→ **Supplied information**
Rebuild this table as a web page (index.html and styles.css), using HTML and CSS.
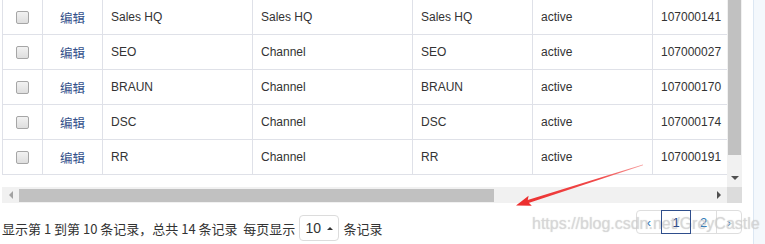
FILE: index.html
```
<!DOCTYPE html>
<html>
<head>
<meta charset="utf-8">
<link rel="stylesheet" href="styles.css">
</head>
<body>
<div class="page">
  <div class="main">
    <div class="scroller">
      <div class="viewport">
        <div class="grid">
          <div class="row">
            <div class="cell c-chk"><span class="chk"></span></div>
            <div class="cell c-edit"><a class="link">编辑</a></div>
            <div class="cell">Sales HQ</div>
            <div class="cell">Sales HQ</div>
            <div class="cell">Sales HQ</div>
            <div class="cell">active</div>
            <div class="cell">107000141</div>
          </div>
          <div class="row">
            <div class="cell c-chk"><span class="chk"></span></div>
            <div class="cell c-edit"><a class="link">编辑</a></div>
            <div class="cell">SEO</div>
            <div class="cell">Channel</div>
            <div class="cell">SEO</div>
            <div class="cell">active</div>
            <div class="cell">107000027</div>
          </div>
          <div class="row">
            <div class="cell c-chk"><span class="chk"></span></div>
            <div class="cell c-edit"><a class="link">编辑</a></div>
            <div class="cell">BRAUN</div>
            <div class="cell">Channel</div>
            <div class="cell">BRAUN</div>
            <div class="cell">active</div>
            <div class="cell">107000170</div>
          </div>
          <div class="row">
            <div class="cell c-chk"><span class="chk"></span></div>
            <div class="cell c-edit"><a class="link">编辑</a></div>
            <div class="cell">DSC</div>
            <div class="cell">Channel</div>
            <div class="cell">DSC</div>
            <div class="cell">active</div>
            <div class="cell">107000174</div>
          </div>
          <div class="row">
            <div class="cell c-chk"><span class="chk"></span></div>
            <div class="cell c-edit"><a class="link">编辑</a></div>
            <div class="cell">RR</div>
            <div class="cell">Channel</div>
            <div class="cell">RR</div>
            <div class="cell">active</div>
            <div class="cell">107000191</div>
          </div>
        </div>
      </div>
      <div class="vbar">
        <div class="vthumb"></div>
        <div class="vspace"></div>
        <div class="arrow-down"></div>
      </div>
      <div class="hbar">
        <div class="hbtn"><span class="arrow-left"></span></div>
        <div class="hthumb"></div>
        <div class="hspace"></div>
        <div class="hbtn"><span class="arrow-right"></span></div>
      </div>
      <div class="corner"></div>
    </div>
    <div class="footer">
      <div class="info">
        <span>显示第 1 到第 10 条记录，总共 14 条记录&nbsp;&nbsp;每页显示</span>
        <span class="select">10 <span class="caret"></span></span>
        <span>条记录</span>
      </div>
      <div class="pager">
        <span class="pg">‹</span>
        <span class="pg active">1</span>
        <span class="pg">2</span>
        <span class="pg">›</span>
      </div>
    </div>
  </div>
  <div class="gap"></div>
  <div class="side"></div>
</div>
<div class="watermark">https://blog.csdn.net/GreyCastle</div>
<svg class="annot" width="765" height="244" viewBox="0 0 765 244">
  <defs>
    <linearGradient id="fade" x1="643" y1="165" x2="517" y2="205" gradientUnits="userSpaceOnUse">
      <stop offset="0" stop-color="#f7a0a0"/>
      <stop offset="0.35" stop-color="#f04a4a"/>
      <stop offset="1" stop-color="#ec2f2f"/>
    </linearGradient>
  </defs>
  <polygon points="643.1,165.3 642.9,164.6 526.1,200.4 527.0,203.6" fill="url(#fade)"/>
  <polygon points="516,205.5 531.8,205.8 527.5,201.6 528.6,195.8" fill="#ec2f2f"/>
</svg>
</body>
</html>
```
FILE: styles.css
```
html, body {
  margin: 0;
  padding: 0;
  background: #ffffff;
}
body {
  font-family: "Liberation Sans", "Noto Sans CJK SC", sans-serif;
  font-size: 12px;
  color: #333333;
  position: relative;
  width: 765px;
  height: 244px;
  overflow: hidden;
}
.page {
  display: flex;
  height: 244px;
}
.main {
  width: 740px;
  margin-left: 2px;
  display: flex;
  flex-direction: column;
}
.gap {
  width: 11px;
}
.side {
  flex: 1;
  border-left: 1px solid #dce7f3;
  background: #f4f8fc;
}
.scroller {
  display: grid;
  grid-template-columns: 725px 15px;
  grid-template-rows: 187px 16px;
  height: 203px;
}
.viewport {
  overflow: hidden;
  background: #fff;
}
.grid {
  border-left: 1px solid #dfe1e8;
  width: 900px;
}
.row {
  display: grid;
  grid-template-columns: 40px 60px 150px 160px 120px 120px 120px;
  height: 35px;
}
.cell {
  box-sizing: border-box;
  border-right: 1px solid #dfe1e8;
  border-bottom: 1px solid #dfe1e8;
  padding: 0 8px;
  display: flex;
  align-items: center;
  white-space: nowrap;
}
.c-chk {
  justify-content: center;
  padding: 0;
}
.c-edit {
  justify-content: center;
  padding: 0;
}
.chk {
  width: 11px;
  height: 11px;
  border: 1px solid #a6a6a6;
  border-radius: 2px;
  background: linear-gradient(#f2f2f2, #dedede);
  margin-left: -1px;
}
.link {
  color: #33508a;
  font-size: 12.5px;
  font-family: "Noto Sans CJK SC", sans-serif;
}
.vbar {
  background: #f1f1f1;
  display: flex;
  flex-direction: column;
  align-items: center;
}
.vthumb {
  width: 13px;
  height: 155px;
  background: #c1c1c1;
}
.vspace {
  flex: 1;
}
.arrow-down {
  width: 0;
  height: 0;
  border-left: 4px solid transparent;
  border-right: 4px solid transparent;
  border-top: 4px solid #505050;
  margin-bottom: 7px;
}
.hbar {
  background: #f1f1f1;
  display: flex;
  align-items: center;
}
.hbtn {
  width: 17px;
  height: 16px;
  display: flex;
  align-items: center;
  justify-content: center;
}
.arrow-left {
  width: 0;
  height: 0;
  border-top: 4px solid transparent;
  border-bottom: 4px solid transparent;
  border-right: 4px solid #a3a3a3;
}
.arrow-right {
  width: 0;
  height: 0;
  border-top: 4px solid transparent;
  border-bottom: 4px solid transparent;
  border-left: 4px solid #505050;
}
.hthumb {
  width: 475px;
  height: 13px;
  background: #c1c1c1;
}
.hspace {
  flex: 1;
}
.corner {
  background: #dcdcdc;
}
.footer {
  display: flex;
  justify-content: space-between;
  align-items: flex-start;
  flex: 1;
}
.info {
  display: flex;
  align-items: center;
  gap: 4px;
  margin-top: 12px;
  font-family: "Noto Sans CJK SC", sans-serif;
  font-size: 13px;
  color: #333;
}
.select {
  box-sizing: border-box;
  width: 40px;
  height: 26px;
  border: 1px solid #dcdcdc;
  border-radius: 4px;
  display: flex;
  align-items: center;
  padding-left: 5px;
  gap: 6px;
  font-family: "Liberation Sans", sans-serif;
  font-size: 14px;
  color: #333;
}
.caret {
  width: 0;
  height: 0;
  border-left: 3px solid transparent;
  border-right: 3px solid transparent;
  border-bottom: 3px solid #333;
}
.pager {
  display: flex;
  margin-top: 7px;
}
.pg {
  box-sizing: border-box;
  height: 24px;
  width: 27px;
  border: 1px solid #dedede;
  margin-left: -1px;
  display: flex;
  align-items: center;
  justify-content: center;
  font-size: 13px;
  color: #337ab7;
}
.pg:first-child {
  border-radius: 4px 0 0 4px;
  margin-left: 0;
  width: 26px;
}
.pg:last-child {
  border-radius: 0 4px 4px 0;
  width: 26px;
}
.pg.active {
  width: 30px;
  border: 1px solid #2f4e8c;
  color: #2f4e8c;
  position: relative;
  z-index: 1;
}
.watermark {
  position: absolute;
  left: 532px;
  top: 215px;
  font-family: "Liberation Sans", sans-serif;
  font-size: 16px;
  color: rgba(215, 215, 215, 0.7);
  text-shadow: 0 0 1px rgba(150, 150, 150, 0.45);
  white-space: nowrap;
}
.annot {
  position: absolute;
  left: 0;
  top: 0;
  pointer-events: none;
}
```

→ **Exercise**
From the data, list each line in which the string "index" appears.

→ **Response to the exercise**
Rebuild this table as a web page (index.html and styles.css), using HTML and CSS.
FILE: index.html
  z-index: 1;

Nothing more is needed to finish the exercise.